What I saw in the crowd that misty morning besides the black socks and flat brim hats was huge puffs of what I thought at the time was smoke. I assumed it was the younger crowd treating their glaucoma. Then it dawned on me they were puffing on an e-cig, I had no idea they were that popular. I chalked it up to a California thing but almost every national I watch on TV, when they do a crowd shot you see someone belching out a cloud of nicotine and water vapor.

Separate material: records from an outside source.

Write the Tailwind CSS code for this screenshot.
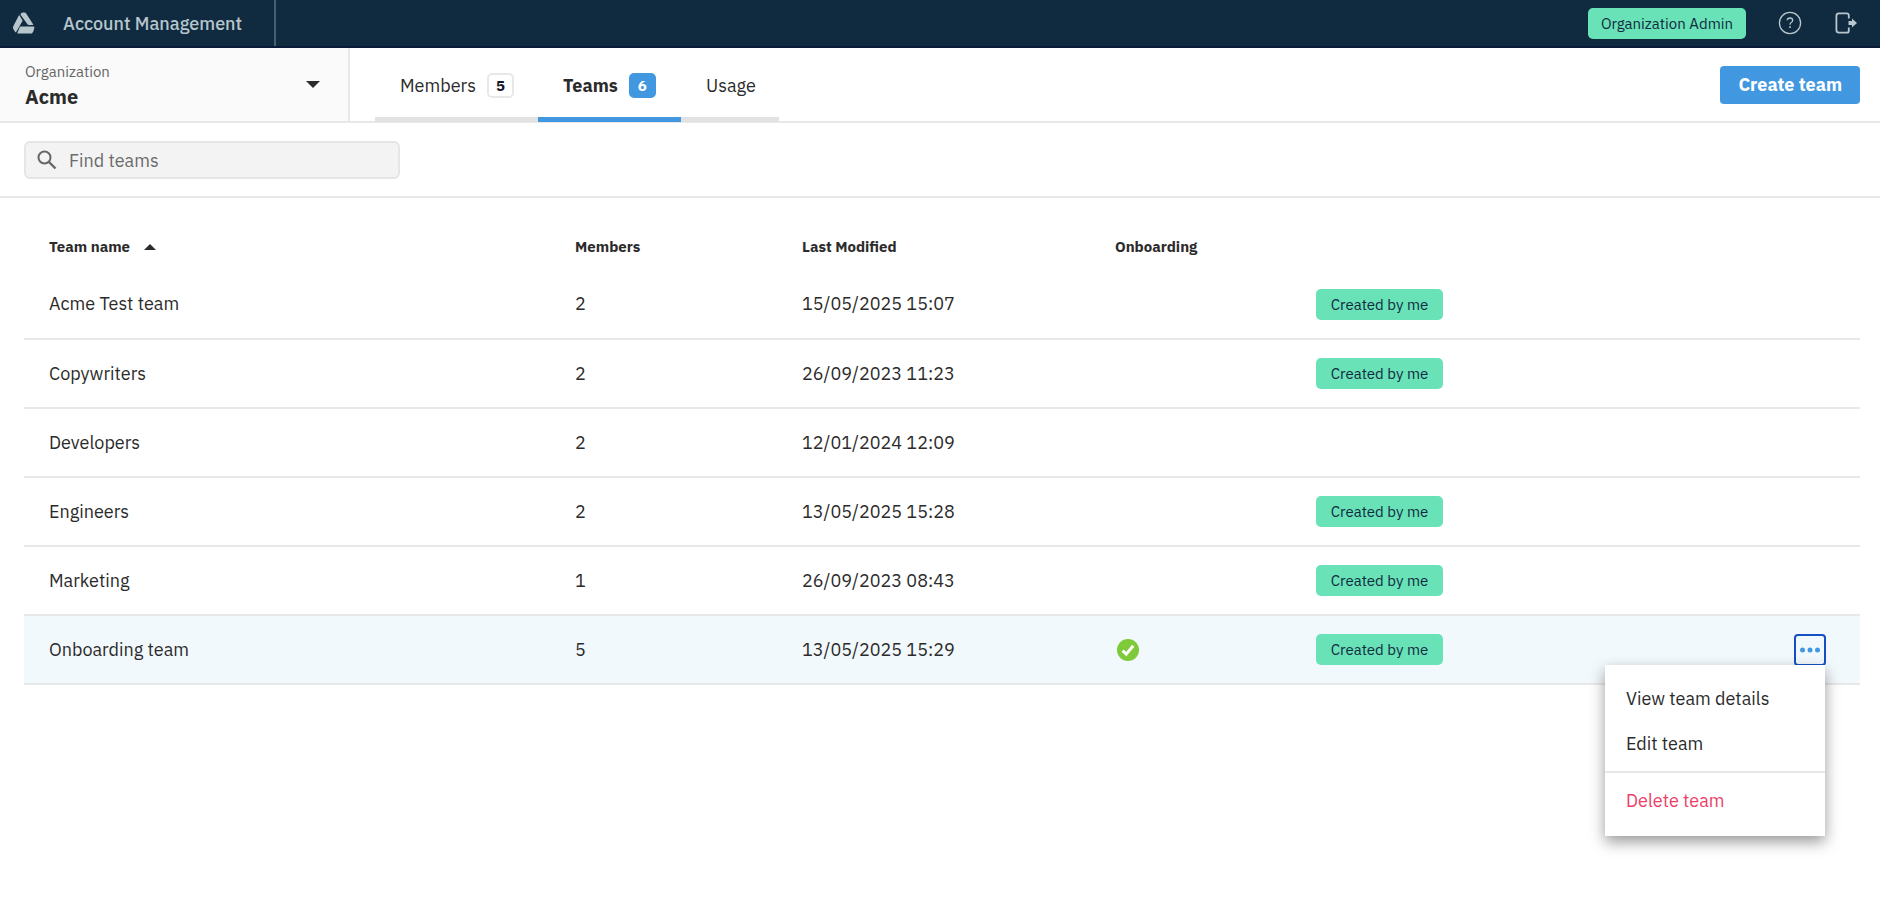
<!DOCTYPE html>
<html lang="en">
<head>
<meta charset="utf-8">
<meta name="viewport" content="width=device-width, initial-scale=1">
<title>Account Management</title>
<script src="https://cdn.jsdelivr.net/npm/@tailwindcss/browser@4"></script>
</head>
<body class="min-h-screen bg-white font-['IBM_Plex_Sans',Roboto,sans-serif] text-lg leading-6 text-[#2b2b2b]">
<header class="flex h-12 items-stretch justify-between border-b-2 border-[#0a1a38] bg-[#102b40] pr-[22px]">
  <div class="flex items-center gap-7 border-r-2 border-[#47606f] pr-8 pl-3">
    <svg class="size-[23px]" viewBox="0 0 23 23" fill="#b7c5cc" aria-hidden="true">
      <path d="M8.800 1.700Q9.600.6 11 .6h1.200q1.500 0 2.300 1.400l6.600 10.200q.4.900-.6.900h-3.600q-1 0-1.600-1L8.700 3q-.4-.6.100-1.300z"/>
      <path d="M7.600 3.500l3 5.200-6.400 11.200q-.6.900-1.200-.1l-1.800-3.100q-.6-1.200.1-2.400L6.800 3.600q.4-.6.800-.1z"/>
      <path d="M8.600 14.500h13q.9 0 .8.900-.4 3.600-2.400 6.200H6.200q-1.400 0-.700-1.200l2.200-5.200q.2-.7.900-.7z"/>
    </svg>
    <h1 class="pt-0.5 font-medium text-[#b7c5cc]">Account Management</h1>
  </div>
  <div class="flex items-center">
    <span class="mr-8 rounded-[5px] bg-[#69e2b7] px-[13px] py-1 text-[15px] leading-[23px] text-[#102b40]">Organization Admin</span>
    <button type="button" aria-label="Help" class="mr-8">
      <svg class="size-6" viewBox="0 0 24 24" fill="none" stroke="#b7c5cc" stroke-width="1.300">
        <circle cx="12" cy="12" r="10.600"/>
        <path d="M9.200 9.300Q9.400 7 12 7q2.700 0 2.700 2.300 0 1.400-1.500 2.200-1.200.7-1.200 2.300"/>
        <path d="M12 15.300v1.800" stroke-width="1.600"/>
      </svg>
    </button>
    <button type="button" aria-label="Log out">
      <svg class="size-6" viewBox="0 0 24 24" fill="none" stroke="#b7c5cc" stroke-width="1.800">
        <path d="M14.800 7.500V4.300q0-2-2-2H5q-2.600 0-2.600 2.600v14.200q0 2.600 2.600 2.600h7.800q2 0 2-2v-3.200"/>
        <path d="M14.500 10h3.500V7.500l5 4.500-5 4.500V14h-3.500z" fill="#b7c5cc" stroke="none"/>
      </svg>
    </button>
  </div>
</header>

<div class="flex h-[75px] border-b-2 border-[#e8e8e8]">
  <button type="button" class="flex w-[350px] items-center justify-between border-r-2 border-[#e8e8e8] bg-[#fafafa] pr-7 pl-[25px] text-left">
    <span class="flex flex-col">
      <span class="text-[15px] leading-6 text-[#666]">Organization</span>
      <span class="text-xl leading-[26px] font-bold">Acme</span>
    </span>
    <svg class="h-[7px] w-[14px]" viewBox="0 0 14 7" fill="#2b2b2b" aria-hidden="true"><path d="M0 0h14L7 7z"/></svg>
  </button>
  <nav class="-mb-px ml-[25px] flex" aria-label="Sections">
    <a href="#members" class="flex w-[163px] items-center gap-[11px] border-b-5 border-[#e2e2e2] pt-2 pb-0.5 pl-[25px]">Members
      <span class="w-[27px] rounded-[5px] border-2 border-[#e8e8e8] text-center text-[15px] leading-[21px] font-bold text-[#16162b]">5</span></a>
    <a href="#teams" aria-current="page" class="flex w-[143px] items-center gap-[11px] border-b-5 border-[#4298e0] pt-2 pb-0.5 pl-[25px] font-bold">Teams
      <span class="w-[27px] rounded-[5px] border-2 border-[#4298e0] bg-[#4298e0] text-center text-[15px] leading-[21px] text-white">6</span></a>
    <a href="#usage" class="flex w-[98px] items-center border-b-5 border-[#e2e2e2] pt-2 pb-0.5 pl-[25px]">Usage</a>
  </nav>
  <div class="ml-auto flex items-center pr-5">
    <button type="button" class="h-[38px] rounded bg-[#4298e0] px-[18px] font-bold text-white">Create team</button>
  </div>
</div>

<div class="border-b-2 border-[#e8e8e8] pt-[18px] pb-[17px] pl-6">
  <label class="flex h-[38px] w-[376px] items-center gap-3 rounded-md border-2 border-[#e6e6e6] bg-[#f3f3f3] pl-[11px]">
    <svg class="size-5 shrink-0" viewBox="0 0 20 20" fill="none" stroke="#666" stroke-width="2" aria-hidden="true"><circle cx="7.500" cy="7.500" r="6"/><path d="M12 12l6.500 6.500" stroke-width="2.400"/></svg>
    <input type="search" placeholder="Find teams" aria-label="Find teams" class="w-full bg-transparent pt-0.5 outline-none placeholder:text-[#6b6b6b]">
  </label>
</div>

<main class="pr-5 pl-6">
  <table class="w-full table-fixed text-left">
    <colgroup><col class="w-[28.65%]"><col class="w-[12.36%]"><col class="w-[17.05%]"><col class="w-[10.95%]"><col><col class="w-[8%]"></colgroup>
    <thead>
      <tr class="text-[15px]">
        <th class="px-[25px] pt-[37px] pb-[11px] leading-6"><button type="button" class="flex items-center gap-3.5">Team name
          <svg class="h-1.5 w-3" viewBox="0 0 12 6" fill="#2b2b2b" aria-hidden="true"><path d="M0 6h12L6 0z"/></svg></button></th>
        <th class="px-[25px] pt-[37px] pb-[11px] leading-6">Members</th>
        <th class="px-[25px] pt-[37px] pb-[11px] leading-6">Last Modified</th>
        <th class="px-[25px] pt-[37px] pb-[11px] leading-6">Onboarding</th>
        <th></th><th></th>
      </tr>
    </thead>
    <tbody>
      <tr class="h-[69px] border-b-2 border-[#e8e8e8]">
        <td class="px-[25px]">Acme Test team</td><td class="px-[25px]">2</td><td class="px-[25px]">15/05/2025 15:07</td><td></td>
        <td class="px-[25px]"><span class="block h-[31px] w-[127px] rounded-[5px] bg-[#69e2b7] text-center text-[15px] leading-[31px] text-[#102b40]">Created by me</span></td><td></td>
      </tr>
      <tr class="h-[69px] border-b-2 border-[#e8e8e8]">
        <td class="px-[25px]">Copywriters</td><td class="px-[25px]">2</td><td class="px-[25px]">26/09/2023 11:23</td><td></td>
        <td class="px-[25px]"><span class="block h-[31px] w-[127px] rounded-[5px] bg-[#69e2b7] text-center text-[15px] leading-[31px] text-[#102b40]">Created by me</span></td><td></td>
      </tr>
      <tr class="h-[69px] border-b-2 border-[#e8e8e8]">
        <td class="px-[25px]">Developers</td><td class="px-[25px]">2</td><td class="px-[25px]">12/01/2024 12:09</td><td></td><td></td><td></td>
      </tr>
      <tr class="h-[69px] border-b-2 border-[#e8e8e8]">
        <td class="px-[25px]">Engineers</td><td class="px-[25px]">2</td><td class="px-[25px]">13/05/2025 15:28</td><td></td>
        <td class="px-[25px]"><span class="block h-[31px] w-[127px] rounded-[5px] bg-[#69e2b7] text-center text-[15px] leading-[31px] text-[#102b40]">Created by me</span></td><td></td>
      </tr>
      <tr class="h-[69px] border-b-2 border-[#e8e8e8]">
        <td class="px-[25px]">Marketing</td><td class="px-[25px]">1</td><td class="px-[25px]">26/09/2023 08:43</td><td></td>
        <td class="px-[25px]"><span class="block h-[31px] w-[127px] rounded-[5px] bg-[#69e2b7] text-center text-[15px] leading-[31px] text-[#102b40]">Created by me</span></td><td></td>
      </tr>
      <tr class="h-[69px] border-b-2 border-[#e8e8e8] bg-[#f2f9fd]">
        <td class="px-[25px]">Onboarding team</td><td class="px-[25px]">5</td><td class="px-[25px]">13/05/2025 15:29</td>
        <td class="px-[27px]"><svg class="size-[22px]" viewBox="0 0 22 22" role="img" aria-label="Onboarded"><circle cx="11" cy="11" r="11" fill="#7fca3a"/><path d="M5.600 11.700l3.600 3.400 7-8.400" fill="none" stroke="#fff" stroke-width="3"/></svg></td>
        <td class="px-[25px]"><span class="block h-[31px] w-[127px] rounded-[5px] bg-[#69e2b7] text-center text-[15px] leading-[31px] text-[#102b40]">Created by me</span></td>
        <td class="pr-[34px]">
          <div class="relative ml-auto size-8">
            <button type="button" aria-label="Team actions" aria-expanded="true" class="flex size-8 items-center justify-center rounded border-2 border-[#1450c4]">
              <svg class="h-[6px] w-5" viewBox="0 0 20 6" fill="#4298e0" aria-hidden="true"><circle cx="2.500" cy="3" r="2.500"/><circle cx="10" cy="3" r="2.500"/><circle cx="17.500" cy="3" r="2.500"/></svg>
            </button>
            <div role="menu" class="absolute top-[31px] right-px w-[220px] bg-white pt-3 pb-3 shadow-[0_6px_14px_rgba(0,0,0,0.4)]">
              <button type="button" role="menuitem" class="block h-[45px] w-full px-[21px] text-left">View team details</button>
              <button type="button" role="menuitem" class="block h-[45px] w-full px-[21px] text-left">Edit team</button>
              <div class="mt-1 border-t-2 border-[#e8e8e8] pt-1.5">
                <button type="button" role="menuitem" class="block h-[45px] w-full px-[21px] text-left text-[#ea4169]">Delete team</button>
              </div>
            </div>
          </div>
        </td>
      </tr>
    </tbody>
  </table>
</main>
</body>
</html>
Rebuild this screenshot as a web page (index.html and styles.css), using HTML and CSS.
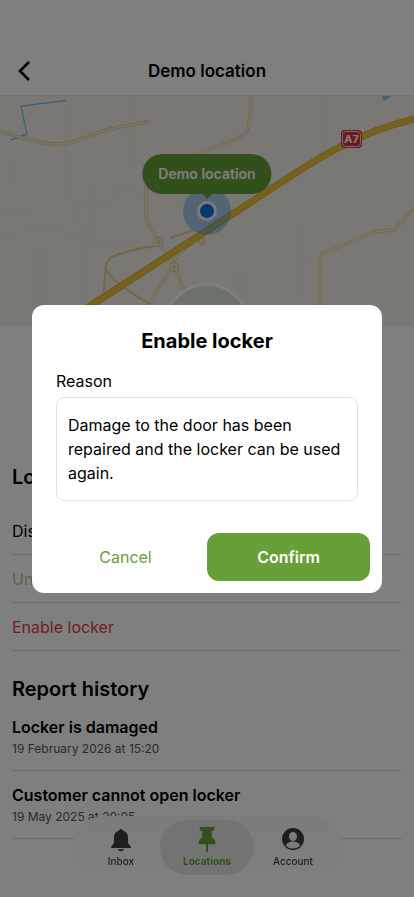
FILE: index.html
```html
<!DOCTYPE html>
<html lang="en">
<head>
    <meta charset="UTF-8">
    <meta name="viewport" content="width=device-width, initial-scale=1.0">
    <title>Demo location</title>
    <link rel="stylesheet" href="styles.css">
</head>
<body>
    <header class="header">
        <button class="back-button" aria-label="Back">
            <svg width="24" height="24" viewBox="0 0 24 24" fill="none" stroke="currentColor" stroke-width="2.6"><path d="M17 3 8 12l9 9"/></svg>
        </button>
        <h1>Demo location</h1>
    </header>

    <main>
        <div class="map">
            <svg class="map-canvas" viewBox="0 0 414 230" preserveAspectRatio="xMidYMid slice" fill="none">
                <!-- small streets -->
                <g stroke="#ece8e3" stroke-width="1">
                    <path d="M66 0v62L74 120l8 14v96M134 0v70M94 90l-4 60M14 60v30M72 108h38M115 85l-3 25M118 92l28 6M0 137l60-3 30 14 60 4M40 150v80M85 150v70M328 0l-4 60M302 130v70M300 166l14-4M240 170v60M0 118h30"/>
                </g>
                <!-- water -->
                <g stroke="#88bfe0" stroke-width="1.4">
                    <path d="M66 4.500 21 10l6 28-16 6"/>
                    <path d="M383 0l1 4 6-4z" fill="#88cfe8"/>
                </g>
                <!-- secondary roads -->
                <g stroke="#e0d39c" stroke-width="3.400" stroke-linejoin="round">
                    <path d="M0 36c20 4 40 13 60 12s30-10 50-15l40-8"/>
                    <path d="M251 0c0 15-2 28-4 35s-34 16-52 24"/>
                    <path d="M146 90v24c0 12 2 14 6 20l5 9M160 149l14 20M150 208l12-22 9-12h5l12 30M173 165l12-13 16-10"/>
                    <path d="M414 112l-20 22-20 2-48 20c-8 4-6 6-6 14v60"/>
                </g>
                <g stroke="#f6f0da" stroke-width="1.600" stroke-linejoin="round">
                    <path d="M0 36c20 4 40 13 60 12s30-10 50-15l40-8"/>
                    <path d="M251 0c0 15-2 28-4 35s-34 16-52 24"/>
                    <path d="M146 90v24c0 12 2 14 6 20l5 9M160 149l14 20M150 208l12-22 9-12h5l12 30M173 165l12-13 16-10"/>
                    <path d="M414 112l-20 22-20 2-48 20c-8 4-6 6-6 14v60"/>
                </g>
                <!-- slip roads -->
                <path d="M154 150c-18 3-32 6-42 11-8 5-6 10-7 20l-2 24M106 173c6 10 14 18 44 35M170 142l24-8" stroke="#e6cf94" stroke-width="2"/>
                <g stroke="#e0d39c" stroke-width="1.400" fill="#f6f0da">
                    <circle cx="158" cy="146" r="4.500"/>
                    <circle cx="174" cy="171" r="4.500"/>
                    <circle cx="202" cy="145" r="3"/>
                    <circle cx="158" cy="146" r="1.500"/>
                    <circle cx="174" cy="171" r="1.500"/>
                </g>
                <!-- motorway A7 -->
                <path d="M84 214 248 108C298 76 344 40 414 23" stroke="#d0a83a" stroke-width="7"/>
                <path d="M84 214 248 108C298 76 344 40 414 23" stroke="#ecc437" stroke-width="5.500"/>
                <rect x="341" y="34" width="21" height="18" rx="4" fill="#d8303f"/>
                <rect x="342.500" y="35.500" width="18" height="15" rx="3" stroke="#f6dede"/>
                <text class="road-sign" x="351.500" y="47" text-anchor="middle">A7</text>
                <!-- location accuracy and position -->
                <circle cx="207" cy="115" r="24" fill="#3c8ce6" fill-opacity="0.4"/>
                <circle cx="207" cy="115" r="10" fill="#f4f4f8"/>
                <circle cx="207" cy="115" r="7" fill="#0a6ee0"/>
            </svg>
            <div class="marker-label">Demo location</div>
        </div>

        <section class="profile">
            <div class="avatar"></div>
        </section>

        <section class="section">
            <h2>Locker 1</h2>
            <button class="row">Display</button>
            <button class="row row-unlock" disabled>Unlock</button>
            <button class="row row-danger">Enable locker</button>
        </section>

        <section class="section">
            <h2 class="history-title">Report history</h2>
            <article class="report">
                <h3>Locker is damaged</h3>
                <p>19 February 2026 at 15:20</p>
            </article>
            <article class="report">
                <h3>Customer cannot open locker</h3>
                <p>19 May 2025 at 20:05</p>
            </article>
        </section>
    </main>

    <nav class="tab-bar">
        <a class="tab" href="#inbox">
            <svg width="26" height="26" viewBox="0 0 26 26" fill="currentColor"><path d="M13 2c1 0 1.700.6 1.900 1.500 3.200.9 5.100 3.500 5.100 7v4c0 2 .8 3 2.200 4.300.5.500.8 1 .8 1.500 0 .5-.3.700-.8.700H3.800c-.5 0-.8-.2-.8-.7 0-.5.300-1 .8-1.500C5.200 17.500 6 16.500 6 14.500v-4c0-3.500 1.900-6.100 5.100-7C11.300 2.600 12 2 13 2zM9.800 22.300h6.400c-.4 1.200-1.600 2-3.200 2s-2.800-.8-3.200-2z"/></svg>
            <span>Inbox</span>
        </a>
        <a class="tab tab-active" href="#locations">
            <svg width="26" height="26" viewBox="0 0 26 26" fill="currentColor"><path d="M6.500 0h13c.5 0 .8.400.8.800v1.400c0 1-1.300 1.500-2.800 2.300l.7 6.300c2 1 3.300 3 3.300 5.500 0 .6-.3.900-.9.900h-6.600V23c0 1.500-.4 3-1 3s-1-1.500-1-3v-5.800H5.400c-.6 0-.9-.3-.9-.9 0-2.500 1.300-4.500 3.300-5.500l.7-6.300C7 3.700 5.700 3.200 5.700 2.200V.8c0-.4.300-.8.800-.8z"/></svg>
            <span>Locations</span>
        </a>
        <a class="tab" href="#account">
            <svg width="26" height="26" viewBox="0 0 26 26"><circle cx="13" cy="12" r="11" fill="currentColor"/><ellipse cx="13" cy="9.500" rx="4" ry="4.500" fill="#f6f6f6"/><path d="M5.800 18.500c1-3 4-4 7.200-4s6.200 1 7.200 4c-1.700 2-4.200 3-7.200 3s-5.500-1-7.200-3z" fill="#f6f6f6"/></svg>
            <span>Account</span>
        </a>
    </nav>

    <div class="overlay">
        <form class="modal" role="dialog" aria-labelledby="modal-title">
            <div class="modal-body">
                <h2 id="modal-title">Enable locker</h2>
                <label for="reason">Reason</label>
                <textarea id="reason" rows="3">Damage to the door has been repaired and the locker can be used again.</textarea>
            </div>
            <div class="modal-actions">
                <button type="button" class="btn">Cancel</button>
                <button type="submit" class="btn btn-primary">Confirm</button>
            </div>
        </form>
    </div>
</body>
</html>
```
FILE: styles.css
```css
* {
    box-sizing: border-box;
}

body {
    margin: 0;
    min-height: 100vh;
    background: #fff;
    color: #000;
    font-family: Inter, "Liberation Sans", Arial, sans-serif;
    font-size: 16px;
    line-height: 24px;
}

h1, h2, h3, p {
    margin: 0;
}

button, textarea {
    font: inherit;
    color: inherit;
}

button {
    padding: 0;
    border: none;
    background: none;
    cursor: pointer;
}

.header {
    display: grid;
    grid-template-columns: 48px 1fr 48px;
    align-items: center;
    padding-top: 47px;
    border-bottom: 1px solid #e4e4e4;
}

.header h1 {
    font-size: 17px;
    font-weight: 600;
    line-height: 48px;
    text-align: center;
}

.back-button {
    display: flex;
    justify-content: center;
    align-items: center;
    height: 48px;
}

.map {
    position: relative;
    height: 230px;
    background: #f5f0ea;
}

.map-canvas {
    display: block;
    width: 100%;
    height: 100%;
}

.road-sign {
    font-size: 11px;
    font-weight: 700;
    fill: #fff;
}

.marker-label {
    position: absolute;
    top: 58px;
    left: 50%;
    transform: translateX(-50%);
    padding: 8px 16px;
    border-radius: 20px;
    background: #67a038;
    color: #fff;
    font-size: 14px;
    font-weight: 600;
    white-space: nowrap;
}

.marker-label::after {
    content: "";
    position: absolute;
    top: 100%;
    left: 50%;
    margin-left: -5px;
    border: 5px solid transparent;
    border-top-color: #67a038;
    border-bottom: none;
}

.profile {
    position: relative;
    display: flex;
    justify-content: center;
    height: 137px;
}

.avatar {
    width: 88px;
    height: 88px;
    margin-top: -43px;
    border: 3px solid #fff;
    border-radius: 50%;
    background: #d9e4d6;
}

.section {
    padding: 0 12px;
}

.section h2 {
    font-size: 20px;
    font-weight: 600;
    line-height: 28px;
}

.section h2:not(.history-title) {
    margin-bottom: 16px;
}

.history-title {
    margin-top: 24px;
}

.row {
    display: block;
    width: 100%;
    height: 48px;
    border-bottom: 1px solid #dadada;
    text-align: left;
}

.row-unlock {
    color: #b3ca9f;
}

.row-danger {
    color: #e5384a;
}

.report {
    padding: 12px 0 11px;
    border-bottom: 1px solid #dadada;
}

.report h3 {
    font-size: 16px;
    font-weight: 600;
}

.report p {
    color: #555;
    font-size: 12px;
    line-height: 20px;
}

.tab-bar {
    position: fixed;
    bottom: 18px;
    left: 50%;
    transform: translateX(-50%);
    display: flex;
    padding: 4px 10px;
    border-radius: 32px;
    background: linear-gradient(#f8f8f8, #fff);
}

.tab {
    display: flex;
    flex-direction: column;
    align-items: center;
    gap: 1px;
    width: 78px;
    padding: 7px 0;
    border-radius: 28px;
    color: #3c3c3c;
    font-size: 10px;
    font-weight: 500;
    line-height: 14px;
    text-decoration: none;
}

.tab-active {
    width: 94px;
    background: #e6e6e6;
    color: #67a038;
    font-weight: 700;
}

.overlay {
    position: fixed;
    inset: 0;
    display: flex;
    align-items: center;
    justify-content: center;
    padding: 32px;
    background: rgba(0, 0, 0, 0.5);
}

.modal {
    width: 100%;
    max-width: 420px;
    border-radius: 12px;
    background: #fff;
}

.modal-body {
    display: flex;
    flex-direction: column;
    padding: 24px 24px 32px;
}

.modal-body h2 {
    margin-bottom: 16px;
    font-size: 20px;
    font-weight: 700;
    line-height: 24px;
    text-align: center;
}

.modal-body label {
    margin-bottom: 4px;
}

.modal-body textarea {
    padding: 15px 11px;
    border: 1px solid #e2e2e2;
    border-radius: 8px;
    outline: none;
    resize: none;
    overflow: hidden;
}

.modal-actions {
    display: flex;
    padding: 0 12px 12px;
}

.btn {
    flex: 1;
    height: 48px;
    border-radius: 12px;
    color: #67a038;
}

.btn-primary {
    background: #67a038;
    color: #fff;
    font-weight: 600;
}
```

Could this industry be the next revenue stream for our sport? Like the sugar water industry, I bet this product is cheap to make, the profits high and it fits the MX demographic better than OJ’s glove.

Kind Regards 

Oil Field Trash

Trash,

According to the information I've been able to gather on the subject, along with my own personal opinion, "vaping" is a safe and effective alternative to standing in a large crowd of people with a bullhorn shouting, "I'm a complete asshole." Listen, I'm willing to look the other way when it comes to energy drinks, caffeinated nuts, beef jerky, and whatever else the "extreme" generation peddles to make kids more "radical." I'm all for free enterprise. Besides, unless we get a Whole Foods grocery chain or the Paleo Diet bar as title sponsors of supercross and motocross, the products we endorse aren't going to be great for you. Video games, Taco Bell, Mountain Dew Code Red—all that crap is slowly killing us. But those idiotic electronic cigarettes are completely out of the question. We've come a long way since the days when Coors and Camel were the two title sponsors of the series, and we don't need to go backwards. I'm sure the profits are great, and you look super cool at parties blowing smoke out of your face like a brain-damaged choo-choo train, but I'm not supporting it.